One of the most heated discussions of the last twenty years is the issue of the transformation of Islamism in Turkey that has been taking place at various quarters and spheres ranging from economy to politics, to culture and to daily life. Particularly when considering the decade long experience in power of the Islamist cadres, it should become obvious that it is an urgent need for academics and researchers to investigate and critique the transformation and/or crisis that Islamism has had.

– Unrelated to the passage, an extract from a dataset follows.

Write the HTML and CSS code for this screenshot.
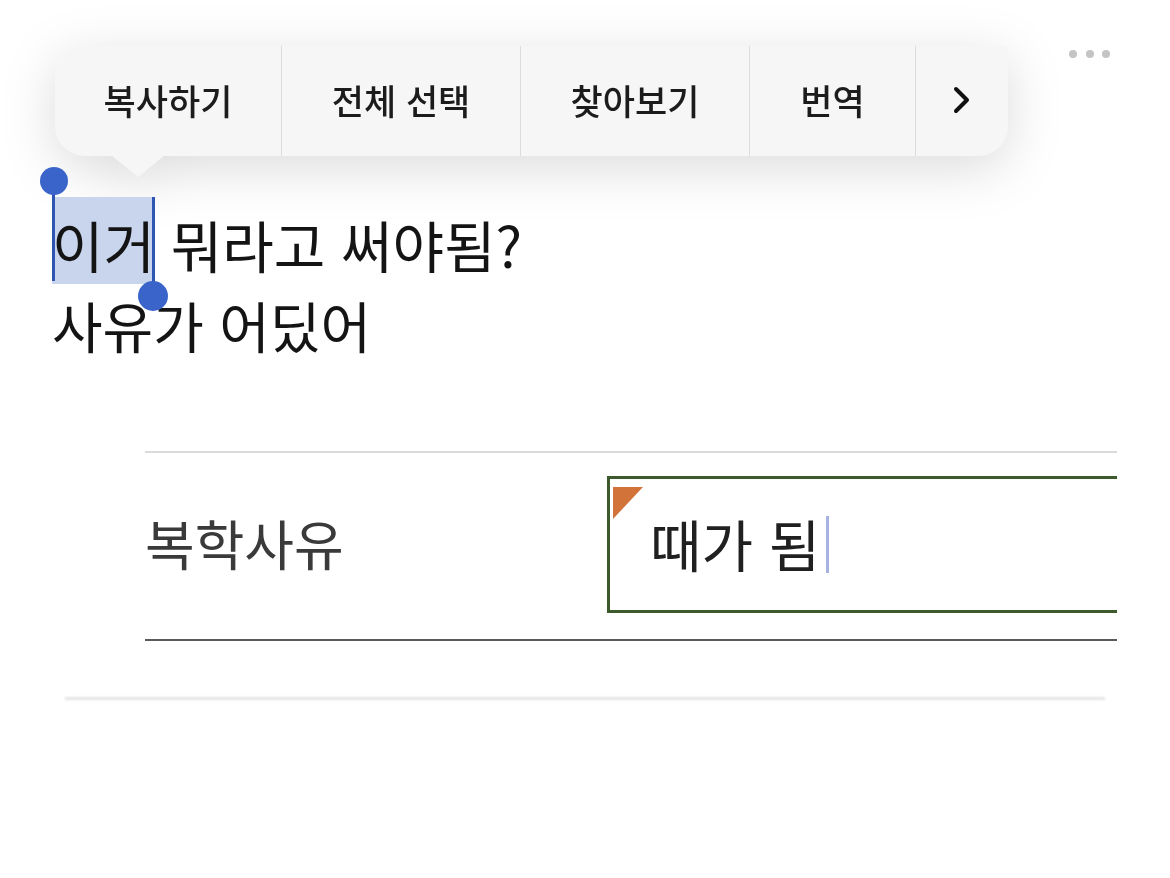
FILE: index.html
```html
<!DOCTYPE html>
<html lang="ko">
<head>
<meta charset="utf-8">
<title>복학사유</title>
<link rel="stylesheet" href="styles.css">
</head>
<body>
<div class="screen">
  <div class="menu">
    <div class="menu-bar">
      <div class="menu-item w1">복사하기</div>
      <div class="menu-item w2">전체 선택</div>
      <div class="menu-item w3">찾아보기</div>
      <div class="menu-item w4">번역</div>
      <div class="menu-item w5">
        <svg class="chev" width="22" height="30" viewBox="0 0 22 30"><polyline points="5,4 16,15 5,26" fill="none" stroke="#111" stroke-width="4" stroke-linecap="round" stroke-linejoin="round"/></svg>
      </div>
    </div>
    <div class="menu-tail"></div>
  </div>

  <div class="dots"><span></span><span></span><span></span></div>

  <div class="post">
    <p class="line"><span class="sel">이거<span class="handle start"></span><span class="handle end"></span></span> 뭐라고 써야됨?</p>
    <p class="line second">사유가 어딨어</p>
  </div>

  <div class="card">
    <div class="form-row">
      <div class="label">복학사유</div>
      <div class="field">
        <span class="flag"></span>
        <span class="value">때가 됨</span><span class="caret"></span>
      </div>
    </div>
  </div>
</div>
</body>
</html>
```

FILE: styles.css
```css
html, body {
  margin: 0;
  padding: 0;
  background: #ffffff;
}

body {
  font-family: "Noto Sans CJK KR", "Noto Sans", sans-serif;
  color: #161616;
  width: 1170px;
  height: 878px;
  overflow: hidden;
}

.screen {
  position: relative;
  width: 1170px;
  height: 878px;
  padding-top: 204px;
  box-sizing: border-box;
}

/* context menu */
.menu {
  position: absolute;
  top: 46px;
  left: 55px;
  width: 953px;
  filter: drop-shadow(0 12px 26px rgba(0, 0, 0, 0.14));
}

.menu-bar {
  display: flex;
  height: 110px;
  background: #f6f6f6;
  border-radius: 30px 4px 30px 30px;
  overflow: hidden;
}

.menu-item {
  display: flex;
  align-items: center;
  justify-content: center;
  font-size: 35px;
  font-weight: 500;
  color: #1c1c1c;
  border-right: 1px solid #dcdcdc;
  box-sizing: border-box;
  padding-bottom: 3px;
}

.w1 { width: 227px; }
.w2 { width: 239px; }
.w3 { width: 229px; }
.w4 { width: 166px; }
.w5 { flex: 1; border-right: none; padding-right: 0; }

.menu-tail {
  width: 54px;
  height: 22px;
  margin-left: 56px;
  background: #f6f6f6;
  clip-path: polygon(0 0, 100% 0, 50% 100%);
  margin-top: -1px;
}

.dots {
  position: absolute;
  top: 50px;
  left: 1069px;
  display: flex;
  gap: 8.5px;
}

.dots span {
  width: 8px;
  height: 8px;
  border-radius: 50%;
  background: #c4c4c4;
}

/* post text */
.post {
  padding-left: 52px;
}

.line {
  margin: 0;
  font-size: 56px;
  line-height: 80px;
  font-weight: 400;
  color: #141414;
  white-space: nowrap;
}

.line.second {
  font-size: 55px;
}

.sel {
  position: relative;
  background: #c9d5ec;
  padding-top: 6px;
}

.handle {
  position: absolute;
  width: 3px;
  background: #2f56b3;
}

.handle::before {
  content: "";
  position: absolute;
  width: 28px;
  height: 28px;
  border-radius: 50%;
  background: #3a64c9;
  left: -12px;
}

.handle.start {
  left: 0;
  top: -16px;
  height: 100px;
}

.handle.start::before {
  top: -14px;
}

.handle.end {
  right: 0;
  top: 0;
  height: 99px;
}

.handle.end::before {
  bottom: -15px;
  width: 30px;
  height: 30px;
  left: -14px;
}

/* card with form */
.card {
  position: relative;
  margin-top: 87px;
  margin-left: 65px;
  width: 1040px;
  padding-left: 80px;
  padding-bottom: 57px;
  box-sizing: border-box;
}

.card::after {
  content: "";
  position: absolute;
  left: 0;
  right: 0;
  bottom: -2px;
  height: 3px;
  background: #e4e4e4;
  filter: blur(1px);
}

.form-row {
  display: grid;
  grid-template-columns: 462px 510px;
  align-items: center;
  width: 972px;
  border-top: 2px solid #dadada;
  border-bottom: 2px solid #5a5a5a;
  padding: 23px 0 26px;
}

.label {
  font-size: 54px;
  font-weight: 400;
  color: #3a3a3a;
  padding-bottom: 4px;
}

.field {
  position: relative;
  display: flex;
  align-items: center;
  height: 137px;
  box-sizing: border-box;
  border: 3px solid #3d5a2d;
  border-right: none;
  padding-left: 40px;
}

.flag {
  position: absolute;
  top: 8px;
  left: 3px;
  width: 30px;
  height: 32px;
  background: #d2743a;
  clip-path: polygon(0 0, 100% 0, 0 100%);
}

.value {
  font-size: 56px;
  color: #202020;
  padding-bottom: 4px;
}

.caret {
  display: inline-block;
  width: 3px;
  height: 57px;
  margin-left: 6px;
  background: #a6b2e2;
}
```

Even though notable actors of Turkey’s Islamism have presented their case in the 2000s as a success story of congenial transformation, recent years have also brought forth serious criticisms and misgivings regarding Turkey’s experience. While many accept that concepts such as globalization, liberalization, human rights, democratization, and individualization have clearly affected and intertwined Islamism in Turkey; equally important is the fact that concepts as consumer society, intolerance to the Other, nationalist conservatism, exclusionary communitarianism and populism have appeared to be stumbling blocks of Turkey’s experience. Discussions on Islamism intensified especially in the post 9/11 era, with enormous implications for the global financial crisis and the Middle East after the Arab awakening. Consequently, a similar discussion has also been nurtured and placed at the global agenda of states and peoples. New discussions and dimensions of transformation-debate have necessitated a reevaluation of the traditional terms of debate that have solong informed the academe with unhelpful dichotomies of Islam-Democracy, Islam-Secularism and Islam-International Relations.
The special issue of the Bilgi Journal ‘The Transformation of Islamism’ aims to bring different contributions in order to redefine terms of debate and critique the crises of Islamism with particular emphasis on the issues and themes of ‘power’, ‘multiculturalism’, ‘popular culture’, ‘market economy’ and ‘international relations’. In this context and as such, this volume also seeks to unearth whether new forms of Islamism both in Turkey and the world are in sight.
Article manuscripts should not exceed 8.000 words and must comply with the journal format as indicated at the journal’s webpage. The Language of articles must be either English or Turkish.